ExxonMobil has hit back at suggestions that tapping into Queensland LNG exports can fix a projected gas shortfall in the southern states, saying there are physical pipeline constraints that underscore the need to develop local supplies in Victoria and NSW.

…“One popular idea is to redirect existing production away from export markets and toward domestic markets to ensure supply and achieve some notional price target,” Exxon’s Australian commercial director, David Berman, told a gas conference on Tuesday.

…even if future available and planned pipeline capacity was fully utilized every day of the year, production from Queensland could still only supply around 30 per cent of southern state demand in an average year,” Mr Berman added.

Australian Energy Producers chief executive Samantha McCulloch also weighed in on the escalating debate and said the time for talk was over.

…“After more than a decade of energy policy missteps and inaction, Australian households and businesses are facing higher energy prices and increased risks of blackouts and gas shortages,” Ms McCulloch said.

…However, Cooper Energy CEO Jane Norman said the legislation caused long-term pain.

“The price cap pushed supply back by at least two or three years,” Ms Norman said.

…If Australia is unable to develop replacement supplies, the country’s east coast may have to turn to importing LNG.

Tamboran Resources CEO Joel Riddle, who’s company is looking to tap the Beetaloo Basin the NT, said that would jeopardise energy security.

“The Beetaloo is the silver bullet to solve the east coast gas shortfall,” he said.

“The last thing this country needs is to connect its energy security to the Middle East or Russia.”

So, let us try to pluck individuals from the writhing mass.
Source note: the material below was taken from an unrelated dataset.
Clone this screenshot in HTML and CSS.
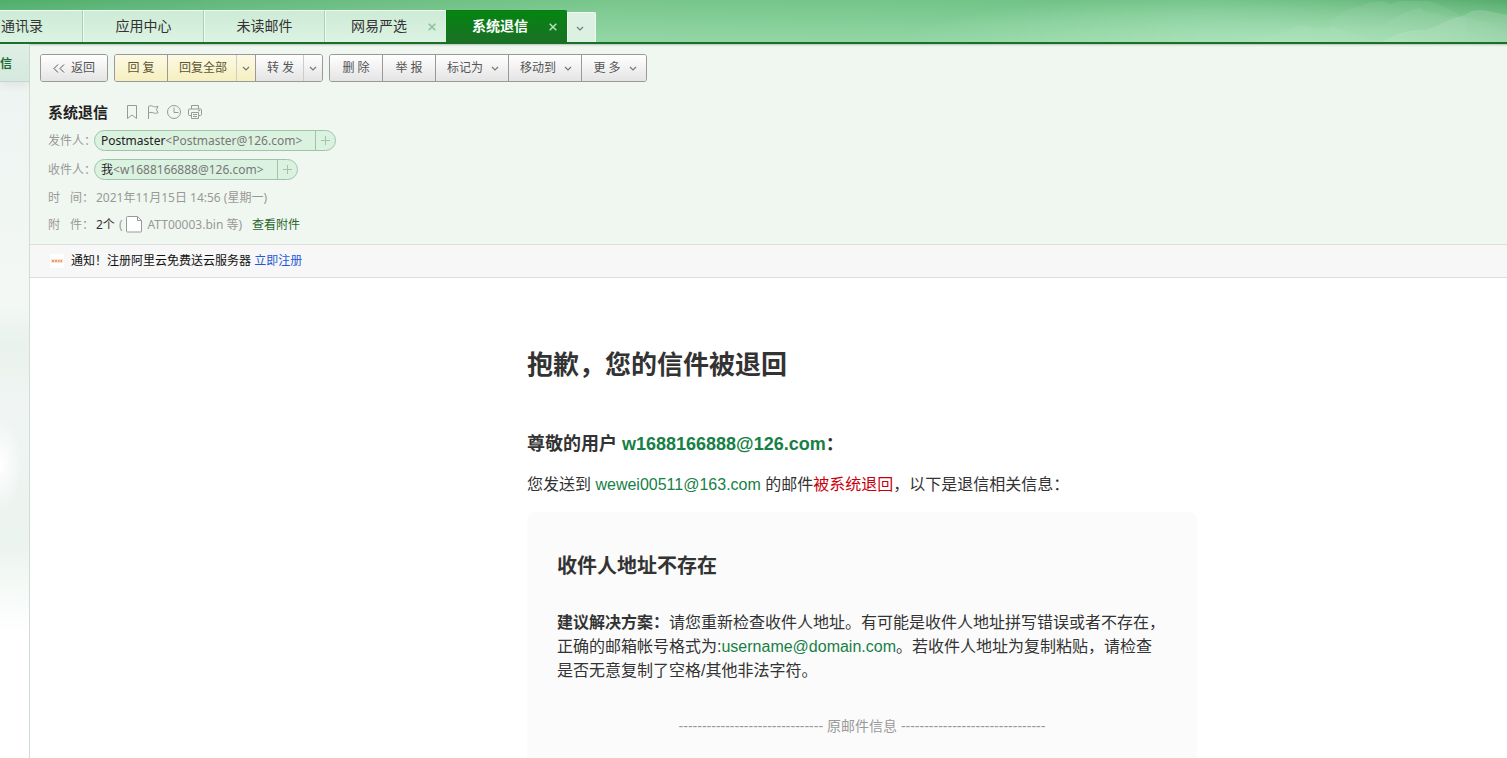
FILE: index.html
```html
<!DOCTYPE html>
<html lang="zh-CN">
<head>
<meta charset="utf-8">
<title>系统退信</title>
<link rel="stylesheet" href="styles.css">
</head>
<body>
<svg class="defs" aria-hidden="true">
  <symbol id="chevron" viewBox="0 0 8 6"><path d="M1 1l3 3 3-3" fill="none" stroke="currentColor" stroke-width="1.2"/></symbol>
  <symbol id="close" viewBox="0 0 8 8"><path d="M.7.7l6.6 6.6M7.3.7L.7 7.3" fill="none" stroke="currentColor" stroke-width="1.5"/></symbol>
</svg>
<header class="header">
  <svg class="hills" viewBox="0 0 407 42" aria-hidden="true">
    <defs>
      <linearGradient id="hillFade" x1="0" y1="0" x2="0" y2="1"><stop offset="0" stop-color="#fff" stop-opacity=".14"/><stop offset="1" stop-color="#fff" stop-opacity=".1"/></linearGradient>
      <linearGradient id="farFade" x1="0" y1="0" x2="0" y2="1"><stop offset="0" stop-color="#fff" stop-opacity=".07"/><stop offset="1" stop-color="#fff" stop-opacity="0"/></linearGradient>
    </defs>
    <path fill="url(#farFade)" d="M230 20l22-12 10-2 8-4 13-1 8 3 10-3 28 0 16 6 14 8 38 10v17H230z"/>
    <path fill="url(#farFade)" d="M282 26l16-10 14-6 8-2 7 4 8 1 12 4 8-1 12 3v23H250z"/>
    <path fill="url(#hillFade)" d="M281 42l16-8 8-2 11-2 10 0 12-5 14-6 12-4 8-4 9-1 8 1 8 2 10 2v29z"/>
    <path fill="url(#farFade)" d="M150 42l32-10 19-7 16 4 16-2 18 6 30 9z"/>
  </svg>
  <nav class="tabs">
    <div class="tab tab-cut"><button class="tab-label">通讯录</button></div>
    <div class="tab"><button class="tab-label">应用中心</button></div>
    <div class="tab"><button class="tab-label">未读邮件</button></div>
    <div class="tab closable"><button class="tab-label">网易严选</button><button class="tab-close" aria-label="关闭网易严选"><svg class="x"><use href="#close"/></svg></button></div>
    <div class="tab closable active"><button class="tab-label">系统退信</button><button class="tab-close" aria-label="关闭系统退信"><svg class="x"><use href="#close"/></svg></button></div>
    <button class="tab-more" aria-label="更多标签"><svg class="chev"><use href="#chevron"/></svg></button>
  </nav>
</header>
<div class="body">
  <aside class="side"><a class="side-item" href="#">信</a></aside>
  <main class="main">
    <div class="top">
      <div class="toolbar">
        <div class="group"><button class="btn back"><svg class="back-icon" viewBox="0 0 12 9"><path d="M5 .5l-4 4 4 4M11 .5l-4 4 4 4" fill="none" stroke="currentColor"/></svg>返回</button></div>
        <div class="group">
          <button class="btn yellow">回 复</button><button class="btn yellow wide">回复全部</button><button class="btn yellow drop" aria-label="回复全部选项"><svg class="chev"><use href="#chevron"/></svg></button><button class="btn send">转 发</button><button class="btn drop" aria-label="转发选项"><svg class="chev"><use href="#chevron"/></svg></button>
        </div>
        <div class="group">
          <button class="btn">删 除</button><button class="btn">举 报</button><button class="btn menu">标记为<svg class="chev"><use href="#chevron"/></svg></button><button class="btn menu">移动到<svg class="chev"><use href="#chevron"/></svg></button><button class="btn menu">更 多<svg class="chev"><use href="#chevron"/></svg></button>
        </div>
      </div>
      <div class="subject">
        <h1 class="subject-text">系统退信</h1>
        <button class="tool" aria-label="书签"><svg viewBox="0 0 14 14"><path d="M2.500.5h9v13L7 10l-4.500 3.500z"/></svg></button>
        <button class="tool" aria-label="旗标"><svg viewBox="0 0 14 14"><path d="M2.500 14V1.500c2-1.500 3.500-.5 5 0s3 .5 4.500-.2l-1.500 3.500 1.500 3c-2 .8-3.500.4-4.800 0s-3-.8-4.700.3"/></svg></button>
        <button class="tool" aria-label="定时"><svg viewBox="0 0 14 14"><circle cx="7" cy="7" r="6.500"/><path d="M7 2.500v5h4.500"/></svg></button>
        <button class="tool" aria-label="打印"><svg viewBox="0 0 14 14"><path d="M3.500 4V.5h7V4M3.500 10.500h-2a1 1 0 0 1-1-1v-4.500a1 1 0 0 1 1-1h11a1 1 0 0 1 1 1v4.500a1 1 0 0 1-1 1h-2M3.500 7.500h7v6h-7zM5 9.500h4M5 11.500h4M10 5.700h2"/></svg></button>
      </div>
      <div class="row"><span class="label">发件人：</span><span class="chip"><span class="chip-text"><b class="name">Postmaster</b>&lt;Postmaster@126.com&gt;</span><button class="add" aria-label="添加联系人"><svg viewBox="0 0 9 9"><path d="M4.500 0v9M0 4.500h9"/></svg></button></span></div>
      <div class="row"><span class="label">收件人：</span><span class="chip"><span class="chip-text"><b class="name">我</b>&lt;w1688166888@126.com&gt;</span><button class="add" aria-label="添加联系人"><svg viewBox="0 0 9 9"><path d="M4.500 0v9M0 4.500h9"/></svg></button></span></div>
      <div class="row short"><span class="label spread"><span>时</span><span>间：</span></span><span>2021年11月15日 14:56 (星期一)</span></div>
      <div class="row short"><span class="label spread"><span>附</span><span>件：</span></span><span class="files"><span class="count">2个</span><span>(</span><svg class="file" viewBox="0 0 17 17"><path d="M1.500.5h10l4 4v10.500a1 1 0 0 1-1 1h-13a1 1 0 0 1-1-1v-13.500a1 1 0 0 1 1-1z" fill="#fff" stroke="#999"/><path d="M11.500.5v4h4" fill="none" stroke="#999"/></svg><span>ATT00003.bin 等)</span></span><a class="view" href="#">查看附件</a></div>
    </div>
    <div class="notice">
      <svg class="ad" viewBox="0 0 14 14" aria-hidden="true"><rect width="14" height="14" fill="#fff"/><path d="M1 7h12" stroke="#fbe3d2" stroke-width="4"/><path d="M2 7h2M5 7h2M8 7h1.500M10.500 7H12" stroke="#ee9a68" stroke-width="2"/></svg>
      <span>通知！注册阿里云免费送云服务器 <a class="signup" href="#">立即注册</a></span>
    </div>
    <article class="mail">
      <div class="letter">
        <h2 class="title">抱歉，您的信件被退回</h2>
        <h3 class="dear">尊敬的用户 <a class="addr" href="#">w1688166888@126.com</a>：</h3>
        <p class="intro">您发送到 <a class="addr" href="#">wewei00511@163.com</a> 的邮件<span class="red">被系统退回</span>，以下是退信相关信息：</p>
        <section class="card">
          <h3 class="reason">收件人地址不存在</h3>
          <p class="advice"><b>建议解决方案：</b>请您重新检查收件人地址。有可能是收件人地址拼写错误或者不存在，正确的邮箱帐号格式为:<a class="addr" href="#">username@domain.com</a>。若收件人地址为复制粘贴，请检查是否无意复制了空格/其他非法字符。</p>
          <p class="divider">------------------------------- 原邮件信息 -------------------------------</p>
        </section>
      </div>
    </article>
  </main>
</div>
</body>
</html>
```
FILE: styles.css
```css
* { box-sizing: border-box; }
html, body { height: 100%; }
body {
  margin: 0;
  display: flex;
  flex-direction: column;
  overflow: hidden;
  font: 12px/18px "Noto Sans", "Noto Sans CJK SC", sans-serif;
  color: #222;
  background: #fff;
}
button { margin: 0; padding: 0; border: 0; background: none; font: inherit; color: inherit; cursor: pointer; }
a { text-decoration: none; }
h1, h2, h3, p { margin: 0; }
.defs { position: absolute; width: 0; height: 0; }

.header {
  position: relative;
  flex: none;
  padding-top: 10px;
  border-bottom: 2px solid #1a7025;
  background:
    radial-gradient(ellipse 420px 60px at 87% 115%, rgba(190, 236, 200, .75), rgba(190, 236, 200, 0)),
    linear-gradient(180deg, rgba(255, 255, 255, 0), rgba(190, 240, 205, .4)),
    linear-gradient(90deg, #50ae6c 0%, #68bb80 20%, #78c68c 40%, #74c58a 60%, #6dc085 80%, #4fa866 100%);
}
.hills { position: absolute; right: 0; top: 0; width: 407px; height: 42px; }
.tabs { position: relative; display: flex; height: 32px; font-size: 14px; color: #333; }
.tab {
  position: relative;
  display: flex;
  width: 121px;
  border-top: 1px solid #f2faf4;
  border-left: 1px solid #effaf2;
  border-right: 1px solid #a3d6b2;
  background: linear-gradient(#cdebd6, #dcf3e3);
}
.tab-label { flex: 1; padding-bottom: 2px; }
.tab-cut { width: 83px; border-left: 0; }
.tab-cut .tab-label { padding-left: 1px; text-align: left; }
.closable .tab-label { padding-left: 14px; }
.closable { border-right-color: #dcf3e3; }
.tab-close { width: 27px; padding-bottom: 2px; color: #8cc09c; }
.x { width: 8px; height: 8px; }
.tab.active {
  border-color: #0a7b14;
  border-radius: 0 2px 0 0;
  background: linear-gradient(#058511, #1a7025);
  color: #fff;
  font-weight: bold;
}
.active .tab-close { color: #b5dfbd; }
.tab-more {
  width: 29px;
  margin-top: 2px;
  padding: 0 4px 2px 0;
  border: 1px solid #effaf2;
  border-bottom: 0;
  border-radius: 0 2px 0 0;
  background: #dcf1e2;
}
.chev { width: 8px; height: 6px; color: #777; }
.btn .chev { margin-top: 2px; }

.body { display: flex; flex: 1; min-height: 0; }
.side {
  flex: none;
  width: 30px;
  border-right: 1px solid #d0ddd6;
  background:
    radial-gradient(ellipse 22px 46px at 0 420px, #fff, rgba(255, 255, 255, 0)),
    linear-gradient(#edf3f0 0, #f3f8f5 260px, #e9f2ed 300px, #f0f5f3 360px, #ecf4ef 500px, #fff 590px);
}
.side-item {
  display: block;
  height: 38px;
  border-bottom: 1px solid #c3d8cc;
  background: linear-gradient(#e0efe6, #d5e9de);
  box-shadow: 0 4px 8px rgba(0, 0, 0, .06);
  color: #1d6b34;
  font-size: 12px;
  font-weight: bold;
  line-height: 40px;
}
.main { flex: 1; min-width: 0; }
.top {
  padding: 10px 10px 6px;
  border-bottom: 1px solid #dcdfdd;
  background: #f0f7f0;
  box-shadow: inset 0 3px 2px -2px #b5c4b9;
  color: #999;
}
.toolbar { display: flex; gap: 6px; }
.group { display: flex; height: 28px; border: 1px solid #999; border-radius: 3px; overflow: hidden; }
.btn {
  display: flex;
  align-items: center;
  justify-content: center;
  width: 53px;
  border-left: 1px solid #999;
  background: linear-gradient(#fff, #e4e4e4);
  color: #555;
}
.btn:first-child { border-left: 0; width: 52px; }
.group .btn.back { width: 66px; gap: 6px; }
.back-icon { width: 12px; height: 9px; }
.btn.wide { width: 69px; padding-left: 2px; }
.btn.send { width: 48px; padding-left: 2px; }
.btn.drop { width: 19px; border-left-color: #ccc; }
.btn.yellow { background: linear-gradient(#fdfae4, #f6efbf); color: #5c5634; }
.btn.menu { width: 73px; padding-left: 2px; gap: 8px; }
.btn.menu:last-child { width: 65px; }

.subject { display: flex; align-items: center; gap: 7px; margin: 19px 8px 3px; height: 22px; }
.subject-text { margin-right: 10px; color: #222; font-size: 15px; line-height: 22px; }
.tool { display: flex; width: 14px; height: 14px; }
.tool svg { width: 14px; height: 14px; fill: none; stroke: #999; }
.row { display: flex; align-items: center; height: 29px; padding-left: 8px; }
.row.short { height: 27px; }
.label { flex: none; width: 46px; white-space: nowrap; }
.label.spread { display: flex; justify-content: space-between; margin-right: 2px; }
.chip { display: flex; height: 21px; border: 1px solid #9fc5a9; border-radius: 11px; background: #dcf2e1; color: #777; }
.chip-text { padding: 0 13px 0 6px; font-size: 12px; line-height: 19px; }
.name { color: #222; font-weight: normal; }
.add { display: flex; align-items: center; justify-content: center; width: 20px; border-left: 1px solid #9fc5a9; }
.add svg { width: 9px; height: 9px; stroke: #9fc5a9; fill: none; }
.files { display: flex; align-items: center; gap: 4px; }
.count { color: #333; }
.file { width: 17px; height: 17px; }
.view { margin-left: 10px; color: #27662f; }

.notice {
  display: flex;
  align-items: center;
  gap: 7px;
  height: 33px;
  padding-left: 20px;
  border-bottom: 1px solid #dcdcdc;
  background: #f7f7f7;
  color: #111;
}
.ad { width: 14px; height: 14px; }
.signup { color: #1e5ad7; }

.mail { padding: 67px 0 0 187px; color: #333; font-family: "Liberation Sans", "Noto Sans CJK SC", sans-serif; }
.letter { max-width: 670px; margin: 0 auto; }
.title { font-size: 26px; line-height: 40px; }
.dear { margin-top: 45px; font-size: 18px; line-height: 28px; }
.intro { margin-top: 15px; font-size: 16px; line-height: 24px; }
.addr { color: #168046; }
.red { color: #c7000b; }
.card { margin-top: 15px; padding: 39px 30px; border-radius: 8px; background: #fbfbfb; }
.reason { font-size: 20px; line-height: 30px; }
.advice { margin-top: 30px; font-size: 16px; line-height: 24px; }
.divider { margin-top: 32px; color: #999; font-size: 14px; line-height: 22px; text-align: center; }
```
  • Exxon doesn’t want gas to move south from QLD because it is running off its legacy assets in Bass Strait. More QLD gas would lower the value of the remaining gas.
  • The south must find roughly 100Pj of gas per annum for the energy transition. We should reserve about 10% of East Coast LNG export volumes. The Moomba-Sydney pipeline has a nameplate capacity of nearly 500Pj and can handle it (if not, expand it).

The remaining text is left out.